::: SUPPLIED ENTRIES :::

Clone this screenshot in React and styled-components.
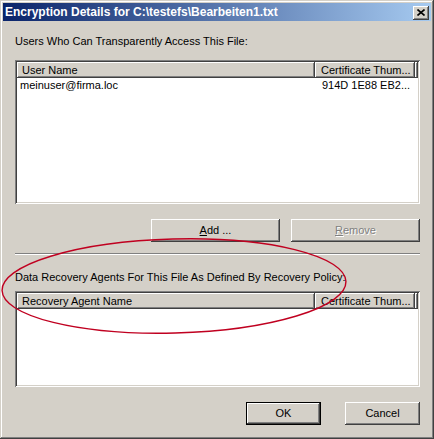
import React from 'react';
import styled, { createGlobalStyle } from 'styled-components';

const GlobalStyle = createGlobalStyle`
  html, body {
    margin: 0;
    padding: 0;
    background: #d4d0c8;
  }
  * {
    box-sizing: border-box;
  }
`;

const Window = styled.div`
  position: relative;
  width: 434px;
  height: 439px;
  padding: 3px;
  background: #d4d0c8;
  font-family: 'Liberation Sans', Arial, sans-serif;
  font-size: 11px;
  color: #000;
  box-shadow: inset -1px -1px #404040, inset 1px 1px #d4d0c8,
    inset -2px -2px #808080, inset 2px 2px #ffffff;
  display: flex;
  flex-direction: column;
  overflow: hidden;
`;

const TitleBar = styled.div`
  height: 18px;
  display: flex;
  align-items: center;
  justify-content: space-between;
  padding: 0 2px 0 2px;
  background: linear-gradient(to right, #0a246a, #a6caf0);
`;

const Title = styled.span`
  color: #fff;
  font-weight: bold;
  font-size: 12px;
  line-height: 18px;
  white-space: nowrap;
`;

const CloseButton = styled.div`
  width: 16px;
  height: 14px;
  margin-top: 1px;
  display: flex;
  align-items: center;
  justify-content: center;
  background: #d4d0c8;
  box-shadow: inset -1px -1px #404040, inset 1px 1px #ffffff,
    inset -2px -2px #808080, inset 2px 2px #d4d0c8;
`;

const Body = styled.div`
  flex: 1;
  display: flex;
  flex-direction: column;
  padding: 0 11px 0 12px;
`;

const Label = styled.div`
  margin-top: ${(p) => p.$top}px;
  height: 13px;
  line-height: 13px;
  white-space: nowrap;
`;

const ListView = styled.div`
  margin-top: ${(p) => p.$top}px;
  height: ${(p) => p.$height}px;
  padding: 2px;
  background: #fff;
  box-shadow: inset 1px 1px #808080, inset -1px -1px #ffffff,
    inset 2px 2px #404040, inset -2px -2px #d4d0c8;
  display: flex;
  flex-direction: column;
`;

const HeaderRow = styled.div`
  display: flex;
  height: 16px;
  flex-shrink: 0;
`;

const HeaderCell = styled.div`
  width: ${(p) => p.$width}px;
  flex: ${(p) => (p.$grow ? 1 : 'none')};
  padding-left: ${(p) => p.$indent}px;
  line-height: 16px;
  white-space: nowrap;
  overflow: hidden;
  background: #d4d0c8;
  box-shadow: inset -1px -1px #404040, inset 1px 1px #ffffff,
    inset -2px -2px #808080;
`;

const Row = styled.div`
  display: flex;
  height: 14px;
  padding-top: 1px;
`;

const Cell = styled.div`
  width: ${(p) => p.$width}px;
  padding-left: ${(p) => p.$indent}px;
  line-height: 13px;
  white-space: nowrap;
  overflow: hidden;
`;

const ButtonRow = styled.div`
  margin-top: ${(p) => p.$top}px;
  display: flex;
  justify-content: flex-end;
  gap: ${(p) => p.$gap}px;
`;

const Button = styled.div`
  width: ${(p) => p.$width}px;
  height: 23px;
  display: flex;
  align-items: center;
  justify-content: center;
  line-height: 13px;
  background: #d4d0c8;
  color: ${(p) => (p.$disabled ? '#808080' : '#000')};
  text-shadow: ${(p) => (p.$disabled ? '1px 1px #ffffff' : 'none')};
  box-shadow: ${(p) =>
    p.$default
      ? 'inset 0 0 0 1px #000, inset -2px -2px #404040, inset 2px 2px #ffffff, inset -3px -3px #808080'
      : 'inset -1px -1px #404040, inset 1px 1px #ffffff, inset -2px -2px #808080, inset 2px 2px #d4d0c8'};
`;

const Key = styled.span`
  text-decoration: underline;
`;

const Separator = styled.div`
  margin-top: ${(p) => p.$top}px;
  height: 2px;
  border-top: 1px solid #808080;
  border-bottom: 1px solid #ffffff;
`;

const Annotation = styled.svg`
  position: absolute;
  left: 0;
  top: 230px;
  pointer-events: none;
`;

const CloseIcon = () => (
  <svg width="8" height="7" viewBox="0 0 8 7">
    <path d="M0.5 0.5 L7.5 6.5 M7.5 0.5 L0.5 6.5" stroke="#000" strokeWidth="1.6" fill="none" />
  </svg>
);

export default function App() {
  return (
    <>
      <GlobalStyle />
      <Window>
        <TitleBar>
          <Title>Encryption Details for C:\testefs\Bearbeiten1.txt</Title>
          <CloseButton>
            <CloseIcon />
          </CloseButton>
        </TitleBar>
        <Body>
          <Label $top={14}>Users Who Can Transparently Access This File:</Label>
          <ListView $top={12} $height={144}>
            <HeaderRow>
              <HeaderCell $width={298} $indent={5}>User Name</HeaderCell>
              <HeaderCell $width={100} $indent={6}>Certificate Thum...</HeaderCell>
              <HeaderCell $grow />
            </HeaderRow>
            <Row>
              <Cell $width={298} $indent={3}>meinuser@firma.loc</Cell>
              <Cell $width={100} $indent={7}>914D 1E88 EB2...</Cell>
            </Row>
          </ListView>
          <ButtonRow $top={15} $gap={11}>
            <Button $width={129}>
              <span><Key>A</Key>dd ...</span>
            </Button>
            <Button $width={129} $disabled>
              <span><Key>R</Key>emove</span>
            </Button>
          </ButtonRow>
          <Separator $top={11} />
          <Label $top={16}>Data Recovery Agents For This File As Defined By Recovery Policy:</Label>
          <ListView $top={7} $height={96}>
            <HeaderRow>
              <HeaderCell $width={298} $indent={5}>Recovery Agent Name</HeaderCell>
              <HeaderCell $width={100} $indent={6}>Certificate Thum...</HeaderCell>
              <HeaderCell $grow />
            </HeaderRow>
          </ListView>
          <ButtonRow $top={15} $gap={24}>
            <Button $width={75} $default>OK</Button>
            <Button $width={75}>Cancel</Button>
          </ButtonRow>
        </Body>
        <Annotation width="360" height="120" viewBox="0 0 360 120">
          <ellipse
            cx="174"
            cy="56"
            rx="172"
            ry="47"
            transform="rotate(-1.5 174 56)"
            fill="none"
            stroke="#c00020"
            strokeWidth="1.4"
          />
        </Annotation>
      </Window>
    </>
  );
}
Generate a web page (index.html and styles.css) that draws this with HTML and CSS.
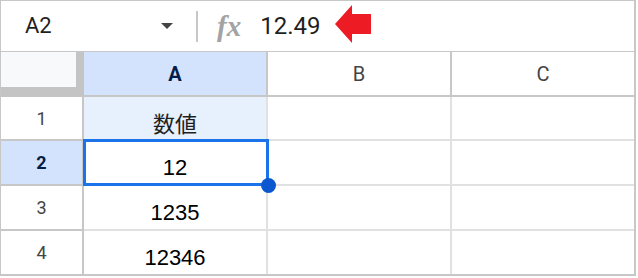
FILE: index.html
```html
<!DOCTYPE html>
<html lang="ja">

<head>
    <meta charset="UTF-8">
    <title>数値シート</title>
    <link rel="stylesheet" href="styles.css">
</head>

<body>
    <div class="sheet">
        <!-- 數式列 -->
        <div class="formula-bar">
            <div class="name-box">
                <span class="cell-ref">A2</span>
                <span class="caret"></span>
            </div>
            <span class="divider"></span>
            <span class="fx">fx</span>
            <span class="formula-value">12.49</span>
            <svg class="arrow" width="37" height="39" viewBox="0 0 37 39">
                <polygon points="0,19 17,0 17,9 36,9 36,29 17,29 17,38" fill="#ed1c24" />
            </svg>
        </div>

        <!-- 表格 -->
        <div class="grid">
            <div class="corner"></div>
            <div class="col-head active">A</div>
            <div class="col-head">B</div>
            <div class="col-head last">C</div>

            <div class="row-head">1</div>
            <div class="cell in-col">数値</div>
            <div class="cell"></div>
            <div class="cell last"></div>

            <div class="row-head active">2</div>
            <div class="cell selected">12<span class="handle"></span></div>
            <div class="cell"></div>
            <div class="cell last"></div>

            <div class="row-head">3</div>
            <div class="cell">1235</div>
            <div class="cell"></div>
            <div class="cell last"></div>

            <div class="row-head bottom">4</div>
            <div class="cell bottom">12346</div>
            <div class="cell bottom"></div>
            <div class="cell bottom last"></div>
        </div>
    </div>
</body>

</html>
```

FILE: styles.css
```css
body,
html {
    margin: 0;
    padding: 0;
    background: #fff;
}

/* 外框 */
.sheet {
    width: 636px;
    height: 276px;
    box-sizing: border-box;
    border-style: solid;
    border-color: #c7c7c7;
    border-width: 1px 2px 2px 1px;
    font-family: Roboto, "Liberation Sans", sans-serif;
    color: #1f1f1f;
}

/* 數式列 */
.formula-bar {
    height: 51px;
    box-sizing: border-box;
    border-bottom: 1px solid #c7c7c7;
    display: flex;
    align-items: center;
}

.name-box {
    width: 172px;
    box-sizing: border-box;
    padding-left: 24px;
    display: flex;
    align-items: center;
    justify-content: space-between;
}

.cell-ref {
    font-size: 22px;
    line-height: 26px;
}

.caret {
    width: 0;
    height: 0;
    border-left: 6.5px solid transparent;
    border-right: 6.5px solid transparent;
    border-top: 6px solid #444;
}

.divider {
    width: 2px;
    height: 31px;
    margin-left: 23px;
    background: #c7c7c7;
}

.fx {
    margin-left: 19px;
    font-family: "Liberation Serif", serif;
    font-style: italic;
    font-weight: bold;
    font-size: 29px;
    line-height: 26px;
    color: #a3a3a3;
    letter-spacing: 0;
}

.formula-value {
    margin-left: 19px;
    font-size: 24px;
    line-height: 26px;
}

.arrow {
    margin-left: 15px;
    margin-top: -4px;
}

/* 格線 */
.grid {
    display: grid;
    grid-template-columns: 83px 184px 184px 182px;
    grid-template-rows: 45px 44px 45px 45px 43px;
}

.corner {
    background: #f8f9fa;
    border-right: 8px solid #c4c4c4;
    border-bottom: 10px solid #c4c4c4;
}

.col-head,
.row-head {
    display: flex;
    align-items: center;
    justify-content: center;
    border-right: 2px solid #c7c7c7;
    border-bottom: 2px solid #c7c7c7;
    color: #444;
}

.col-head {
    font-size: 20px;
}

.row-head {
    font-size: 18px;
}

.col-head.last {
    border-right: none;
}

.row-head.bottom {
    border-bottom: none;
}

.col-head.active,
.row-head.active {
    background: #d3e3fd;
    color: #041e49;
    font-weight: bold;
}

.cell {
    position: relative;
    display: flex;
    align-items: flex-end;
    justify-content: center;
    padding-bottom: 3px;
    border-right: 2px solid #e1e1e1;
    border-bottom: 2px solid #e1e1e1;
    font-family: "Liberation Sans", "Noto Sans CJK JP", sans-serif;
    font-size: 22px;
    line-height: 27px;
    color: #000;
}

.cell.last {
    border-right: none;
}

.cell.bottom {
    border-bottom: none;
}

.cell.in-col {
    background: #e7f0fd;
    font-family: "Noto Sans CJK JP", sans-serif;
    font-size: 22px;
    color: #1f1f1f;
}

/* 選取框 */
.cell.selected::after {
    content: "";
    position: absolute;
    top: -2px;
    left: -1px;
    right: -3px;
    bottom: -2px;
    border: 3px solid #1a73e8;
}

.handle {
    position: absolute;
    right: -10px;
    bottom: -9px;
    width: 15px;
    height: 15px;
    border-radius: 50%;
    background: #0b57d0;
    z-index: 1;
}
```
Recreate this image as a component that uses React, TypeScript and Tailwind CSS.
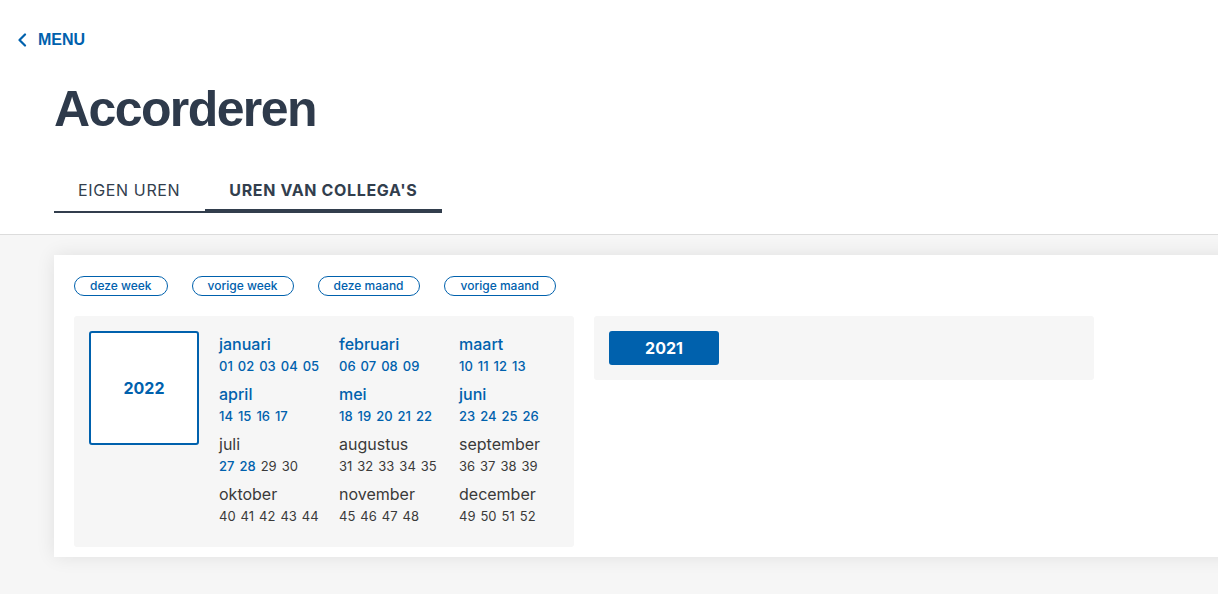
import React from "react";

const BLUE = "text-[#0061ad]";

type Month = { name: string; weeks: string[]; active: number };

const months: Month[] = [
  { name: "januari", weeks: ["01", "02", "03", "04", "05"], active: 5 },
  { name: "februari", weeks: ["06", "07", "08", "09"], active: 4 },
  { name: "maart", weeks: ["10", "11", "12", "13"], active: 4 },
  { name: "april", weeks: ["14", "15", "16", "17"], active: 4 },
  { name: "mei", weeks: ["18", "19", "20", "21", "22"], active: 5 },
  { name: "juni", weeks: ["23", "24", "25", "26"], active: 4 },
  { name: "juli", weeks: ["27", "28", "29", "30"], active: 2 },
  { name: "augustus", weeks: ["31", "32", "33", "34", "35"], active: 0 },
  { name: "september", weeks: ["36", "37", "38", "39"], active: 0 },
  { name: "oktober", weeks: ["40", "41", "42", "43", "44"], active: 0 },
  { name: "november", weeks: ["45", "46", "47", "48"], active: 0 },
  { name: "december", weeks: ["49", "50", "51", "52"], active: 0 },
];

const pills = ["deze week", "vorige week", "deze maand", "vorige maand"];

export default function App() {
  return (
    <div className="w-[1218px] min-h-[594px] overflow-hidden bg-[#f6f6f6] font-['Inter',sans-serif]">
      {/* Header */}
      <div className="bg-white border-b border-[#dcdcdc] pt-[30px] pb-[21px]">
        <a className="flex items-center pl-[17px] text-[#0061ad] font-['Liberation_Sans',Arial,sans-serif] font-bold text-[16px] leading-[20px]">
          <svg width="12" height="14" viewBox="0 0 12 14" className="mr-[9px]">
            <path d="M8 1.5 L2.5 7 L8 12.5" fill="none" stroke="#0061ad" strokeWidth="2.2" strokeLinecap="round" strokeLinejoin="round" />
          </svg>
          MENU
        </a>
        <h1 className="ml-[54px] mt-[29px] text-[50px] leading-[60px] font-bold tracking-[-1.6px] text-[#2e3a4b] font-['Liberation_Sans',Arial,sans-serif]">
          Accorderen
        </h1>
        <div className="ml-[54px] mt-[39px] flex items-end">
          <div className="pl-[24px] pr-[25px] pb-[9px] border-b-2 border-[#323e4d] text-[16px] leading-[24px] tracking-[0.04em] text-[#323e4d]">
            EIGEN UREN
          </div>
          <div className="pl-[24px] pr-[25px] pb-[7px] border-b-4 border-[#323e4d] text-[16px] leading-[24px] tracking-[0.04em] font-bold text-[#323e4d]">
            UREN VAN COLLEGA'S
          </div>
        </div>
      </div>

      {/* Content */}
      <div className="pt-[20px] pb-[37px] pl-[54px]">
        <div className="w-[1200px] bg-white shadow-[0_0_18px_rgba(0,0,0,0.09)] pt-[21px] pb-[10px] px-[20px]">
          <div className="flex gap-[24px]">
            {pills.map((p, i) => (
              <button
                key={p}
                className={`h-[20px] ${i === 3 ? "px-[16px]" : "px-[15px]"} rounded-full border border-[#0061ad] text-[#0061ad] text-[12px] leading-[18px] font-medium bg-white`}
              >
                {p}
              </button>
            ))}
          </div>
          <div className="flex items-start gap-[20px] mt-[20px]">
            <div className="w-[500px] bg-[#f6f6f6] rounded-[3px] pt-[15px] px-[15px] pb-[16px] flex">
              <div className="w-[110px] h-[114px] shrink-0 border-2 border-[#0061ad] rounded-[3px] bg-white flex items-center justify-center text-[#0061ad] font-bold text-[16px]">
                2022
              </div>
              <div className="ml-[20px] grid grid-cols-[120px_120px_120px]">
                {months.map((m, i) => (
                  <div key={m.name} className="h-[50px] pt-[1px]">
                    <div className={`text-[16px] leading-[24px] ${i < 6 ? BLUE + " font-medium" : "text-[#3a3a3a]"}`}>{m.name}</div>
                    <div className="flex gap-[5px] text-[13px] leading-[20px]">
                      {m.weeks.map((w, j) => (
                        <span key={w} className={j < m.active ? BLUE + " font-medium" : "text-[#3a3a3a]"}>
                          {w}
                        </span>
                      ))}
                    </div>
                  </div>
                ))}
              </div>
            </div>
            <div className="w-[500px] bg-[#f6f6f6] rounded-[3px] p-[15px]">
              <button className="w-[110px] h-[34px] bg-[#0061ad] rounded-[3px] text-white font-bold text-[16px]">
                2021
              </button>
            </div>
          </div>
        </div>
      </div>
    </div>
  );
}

:::

* TASK BRIEF *
Working from the entries above, return all lines that contain "styles".

* TASK ANSWER *
Generate a web page (index.html and styles.css) that draws this with HTML and CSS.
    <link rel="stylesheet" href="styles.css">
FILE: styles.css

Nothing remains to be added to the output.